#### Aim of the exercise
Where a line contains the word "this", copy that line.
--- Start of Record set ---
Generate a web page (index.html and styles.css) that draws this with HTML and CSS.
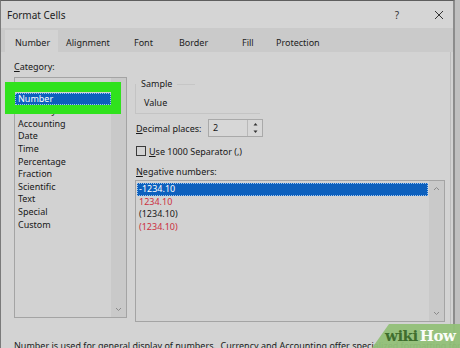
--- End of Record set ---
--- Start of Record set ---
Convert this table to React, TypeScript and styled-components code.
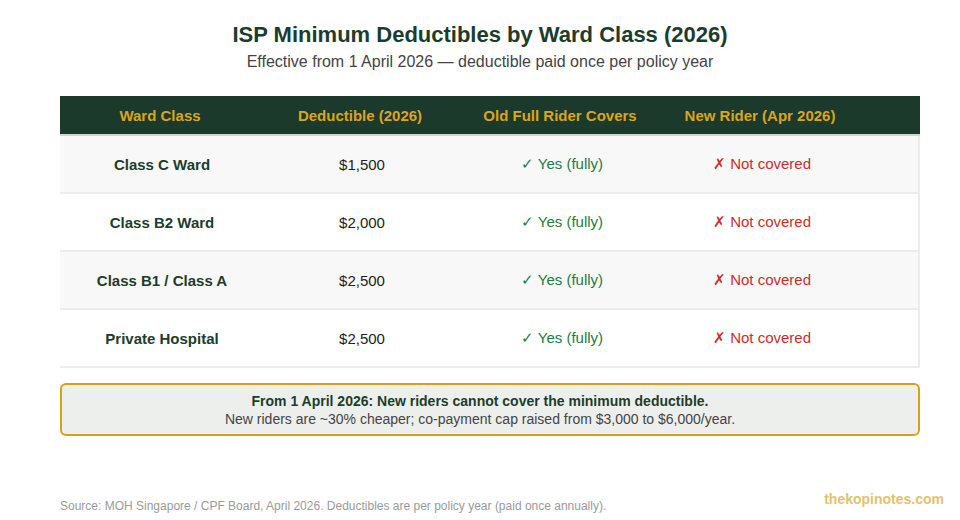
--- End of Record set ---
--- Start of Record set ---
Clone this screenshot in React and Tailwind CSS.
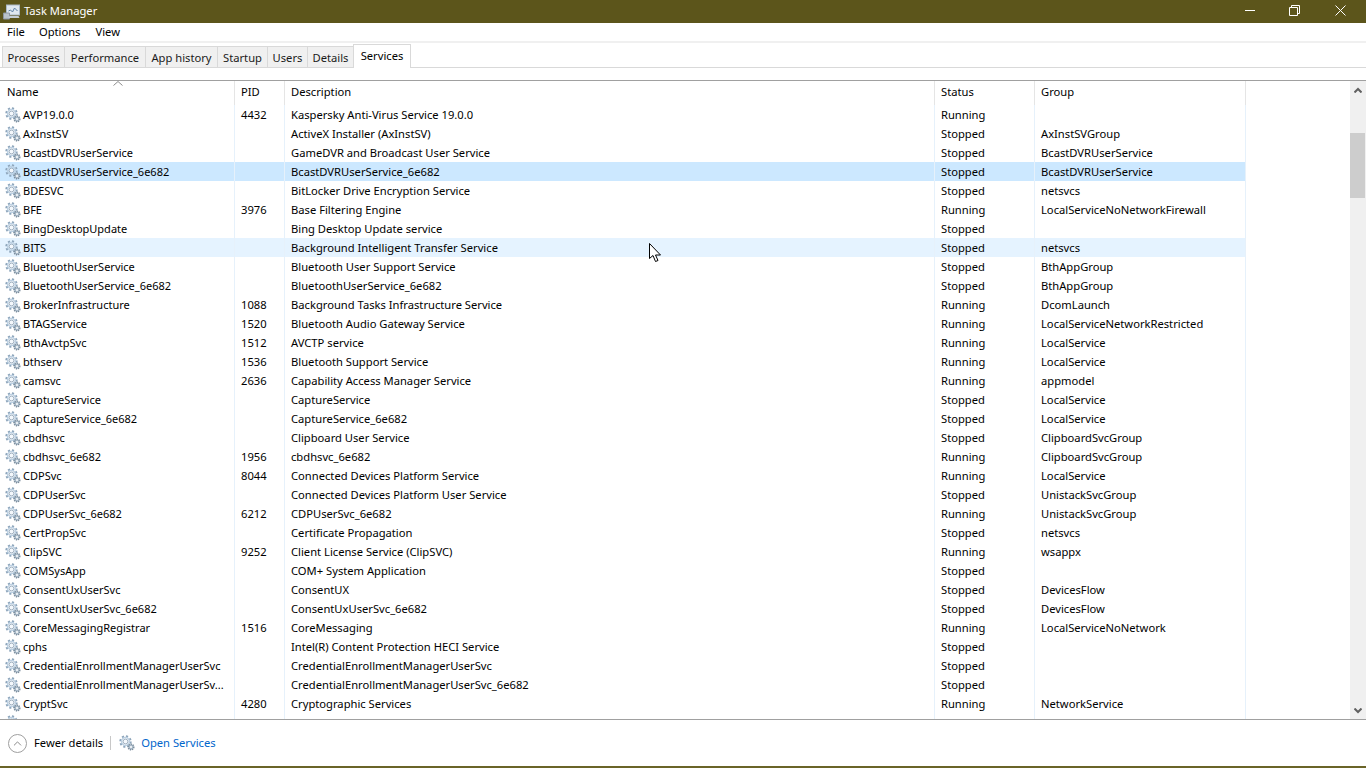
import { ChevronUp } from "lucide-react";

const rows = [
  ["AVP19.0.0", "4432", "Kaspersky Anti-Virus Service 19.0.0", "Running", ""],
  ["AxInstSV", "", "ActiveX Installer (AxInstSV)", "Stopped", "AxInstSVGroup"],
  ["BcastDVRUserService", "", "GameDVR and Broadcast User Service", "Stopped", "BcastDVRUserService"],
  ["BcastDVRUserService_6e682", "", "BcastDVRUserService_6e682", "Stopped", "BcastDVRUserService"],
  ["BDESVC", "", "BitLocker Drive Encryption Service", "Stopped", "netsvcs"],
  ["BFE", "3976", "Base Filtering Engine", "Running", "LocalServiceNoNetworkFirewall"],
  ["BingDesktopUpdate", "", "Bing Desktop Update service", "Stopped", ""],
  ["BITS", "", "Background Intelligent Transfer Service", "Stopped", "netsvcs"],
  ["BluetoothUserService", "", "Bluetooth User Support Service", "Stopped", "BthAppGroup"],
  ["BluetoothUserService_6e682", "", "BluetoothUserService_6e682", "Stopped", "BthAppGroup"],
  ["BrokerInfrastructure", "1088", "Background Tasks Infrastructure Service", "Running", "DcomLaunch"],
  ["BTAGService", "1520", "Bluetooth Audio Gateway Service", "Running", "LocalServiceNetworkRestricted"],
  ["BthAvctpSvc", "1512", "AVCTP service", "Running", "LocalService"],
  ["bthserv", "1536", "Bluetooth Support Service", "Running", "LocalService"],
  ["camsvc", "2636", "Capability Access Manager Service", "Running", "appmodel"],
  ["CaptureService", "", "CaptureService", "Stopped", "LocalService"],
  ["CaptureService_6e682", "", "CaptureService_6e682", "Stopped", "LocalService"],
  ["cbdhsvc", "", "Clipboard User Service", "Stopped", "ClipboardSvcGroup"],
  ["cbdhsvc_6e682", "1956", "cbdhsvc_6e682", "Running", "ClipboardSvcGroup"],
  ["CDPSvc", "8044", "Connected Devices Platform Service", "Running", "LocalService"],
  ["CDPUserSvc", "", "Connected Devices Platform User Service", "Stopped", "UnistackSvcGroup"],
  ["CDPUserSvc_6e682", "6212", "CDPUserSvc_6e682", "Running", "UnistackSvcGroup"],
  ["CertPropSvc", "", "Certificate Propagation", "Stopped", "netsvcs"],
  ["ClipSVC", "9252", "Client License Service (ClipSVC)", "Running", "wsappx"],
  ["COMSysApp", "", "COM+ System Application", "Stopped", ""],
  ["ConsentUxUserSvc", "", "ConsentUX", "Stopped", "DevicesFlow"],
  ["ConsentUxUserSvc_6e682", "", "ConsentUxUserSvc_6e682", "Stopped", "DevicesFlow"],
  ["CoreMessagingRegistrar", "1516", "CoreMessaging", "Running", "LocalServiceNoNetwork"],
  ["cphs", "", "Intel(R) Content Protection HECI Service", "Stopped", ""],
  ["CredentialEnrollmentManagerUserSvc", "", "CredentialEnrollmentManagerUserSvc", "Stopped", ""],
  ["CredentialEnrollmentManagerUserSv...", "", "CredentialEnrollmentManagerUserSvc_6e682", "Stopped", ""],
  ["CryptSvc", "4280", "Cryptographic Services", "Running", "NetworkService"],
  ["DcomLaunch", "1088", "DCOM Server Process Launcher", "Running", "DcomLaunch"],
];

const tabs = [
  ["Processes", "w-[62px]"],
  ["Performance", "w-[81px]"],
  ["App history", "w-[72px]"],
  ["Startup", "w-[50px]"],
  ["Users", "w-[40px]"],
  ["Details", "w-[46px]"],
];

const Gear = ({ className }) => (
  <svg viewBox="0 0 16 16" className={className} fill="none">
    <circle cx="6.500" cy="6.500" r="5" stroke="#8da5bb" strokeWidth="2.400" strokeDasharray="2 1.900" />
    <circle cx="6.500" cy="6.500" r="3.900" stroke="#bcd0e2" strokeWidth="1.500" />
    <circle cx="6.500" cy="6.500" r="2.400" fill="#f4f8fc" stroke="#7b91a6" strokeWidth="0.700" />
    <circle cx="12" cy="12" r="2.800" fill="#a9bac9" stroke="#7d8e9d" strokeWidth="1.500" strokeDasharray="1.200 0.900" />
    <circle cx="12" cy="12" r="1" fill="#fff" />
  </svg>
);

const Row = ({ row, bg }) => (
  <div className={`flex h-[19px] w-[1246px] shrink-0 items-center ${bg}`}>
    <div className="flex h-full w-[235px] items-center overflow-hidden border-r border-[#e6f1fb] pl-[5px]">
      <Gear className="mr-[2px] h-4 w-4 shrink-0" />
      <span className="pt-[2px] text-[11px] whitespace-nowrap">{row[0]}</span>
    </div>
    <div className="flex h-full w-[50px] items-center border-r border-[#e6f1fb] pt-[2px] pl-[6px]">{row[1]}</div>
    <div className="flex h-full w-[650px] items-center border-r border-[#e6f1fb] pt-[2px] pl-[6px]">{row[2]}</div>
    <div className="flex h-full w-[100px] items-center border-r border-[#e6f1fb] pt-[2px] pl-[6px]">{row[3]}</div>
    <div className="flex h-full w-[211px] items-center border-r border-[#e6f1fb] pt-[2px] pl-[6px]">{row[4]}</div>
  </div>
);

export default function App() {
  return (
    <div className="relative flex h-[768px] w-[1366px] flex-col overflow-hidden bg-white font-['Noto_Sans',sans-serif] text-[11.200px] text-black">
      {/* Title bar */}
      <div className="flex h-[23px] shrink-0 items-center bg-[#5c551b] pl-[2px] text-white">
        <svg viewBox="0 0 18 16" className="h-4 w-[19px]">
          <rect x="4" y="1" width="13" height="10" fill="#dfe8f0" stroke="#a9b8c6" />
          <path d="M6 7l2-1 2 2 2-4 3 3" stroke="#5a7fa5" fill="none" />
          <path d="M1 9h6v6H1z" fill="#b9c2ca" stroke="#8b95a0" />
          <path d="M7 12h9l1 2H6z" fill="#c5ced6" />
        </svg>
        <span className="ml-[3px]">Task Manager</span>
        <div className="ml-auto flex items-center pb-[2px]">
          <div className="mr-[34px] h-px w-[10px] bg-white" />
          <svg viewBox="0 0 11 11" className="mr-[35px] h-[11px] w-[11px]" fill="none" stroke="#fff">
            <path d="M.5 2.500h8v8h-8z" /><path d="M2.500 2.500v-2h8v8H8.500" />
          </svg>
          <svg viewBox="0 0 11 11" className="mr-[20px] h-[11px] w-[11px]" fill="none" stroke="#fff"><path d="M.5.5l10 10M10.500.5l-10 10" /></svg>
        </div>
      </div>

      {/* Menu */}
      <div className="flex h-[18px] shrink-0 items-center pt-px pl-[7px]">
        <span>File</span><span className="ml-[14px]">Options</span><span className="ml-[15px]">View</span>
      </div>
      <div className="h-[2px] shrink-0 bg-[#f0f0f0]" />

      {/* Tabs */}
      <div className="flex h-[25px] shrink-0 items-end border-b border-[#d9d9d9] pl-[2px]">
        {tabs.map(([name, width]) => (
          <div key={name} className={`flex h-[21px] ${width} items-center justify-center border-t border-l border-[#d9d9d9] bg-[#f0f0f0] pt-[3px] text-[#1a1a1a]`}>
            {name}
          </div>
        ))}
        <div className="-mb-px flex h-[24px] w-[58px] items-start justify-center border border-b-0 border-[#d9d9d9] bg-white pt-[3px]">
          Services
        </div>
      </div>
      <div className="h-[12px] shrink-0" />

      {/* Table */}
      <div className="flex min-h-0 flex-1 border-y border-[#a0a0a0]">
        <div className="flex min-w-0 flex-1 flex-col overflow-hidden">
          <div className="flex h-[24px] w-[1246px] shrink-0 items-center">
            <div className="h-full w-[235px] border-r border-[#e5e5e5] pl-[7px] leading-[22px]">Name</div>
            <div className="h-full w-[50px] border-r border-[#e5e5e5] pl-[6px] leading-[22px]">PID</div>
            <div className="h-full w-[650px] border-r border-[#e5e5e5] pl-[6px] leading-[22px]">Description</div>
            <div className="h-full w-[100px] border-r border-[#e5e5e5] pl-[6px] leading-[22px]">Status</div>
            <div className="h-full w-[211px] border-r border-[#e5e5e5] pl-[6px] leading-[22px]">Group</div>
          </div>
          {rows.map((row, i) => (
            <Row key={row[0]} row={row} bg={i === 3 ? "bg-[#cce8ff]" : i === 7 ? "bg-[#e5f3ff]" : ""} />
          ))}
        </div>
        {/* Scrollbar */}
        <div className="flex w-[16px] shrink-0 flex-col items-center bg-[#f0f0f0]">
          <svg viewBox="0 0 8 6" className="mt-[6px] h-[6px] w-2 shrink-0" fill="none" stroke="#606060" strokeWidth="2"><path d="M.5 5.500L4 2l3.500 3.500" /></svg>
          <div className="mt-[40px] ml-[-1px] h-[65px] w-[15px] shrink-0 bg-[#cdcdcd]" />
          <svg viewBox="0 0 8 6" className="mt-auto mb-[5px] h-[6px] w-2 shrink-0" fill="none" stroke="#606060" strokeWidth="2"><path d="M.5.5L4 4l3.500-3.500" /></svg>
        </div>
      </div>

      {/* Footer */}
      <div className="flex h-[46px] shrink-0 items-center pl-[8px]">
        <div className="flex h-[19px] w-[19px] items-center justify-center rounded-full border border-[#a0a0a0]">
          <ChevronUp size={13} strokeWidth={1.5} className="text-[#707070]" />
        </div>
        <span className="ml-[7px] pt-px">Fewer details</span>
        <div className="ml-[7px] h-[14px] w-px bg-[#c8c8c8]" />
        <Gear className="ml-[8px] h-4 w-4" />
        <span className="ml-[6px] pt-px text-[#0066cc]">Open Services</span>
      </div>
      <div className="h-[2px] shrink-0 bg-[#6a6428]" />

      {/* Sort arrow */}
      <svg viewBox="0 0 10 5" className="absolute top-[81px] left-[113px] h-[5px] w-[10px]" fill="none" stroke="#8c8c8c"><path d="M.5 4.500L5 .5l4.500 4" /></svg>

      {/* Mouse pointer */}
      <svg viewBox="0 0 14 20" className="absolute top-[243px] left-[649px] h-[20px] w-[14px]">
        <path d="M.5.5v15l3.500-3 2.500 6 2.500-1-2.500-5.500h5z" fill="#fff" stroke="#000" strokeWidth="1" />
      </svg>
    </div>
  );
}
--- End of Record set ---
#### Expected answer
Generate a web page (index.html and styles.css) that draws this with HTML and CSS.
Convert this table to React, TypeScript and styled-components code.
Clone this screenshot in React and Tailwind CSS.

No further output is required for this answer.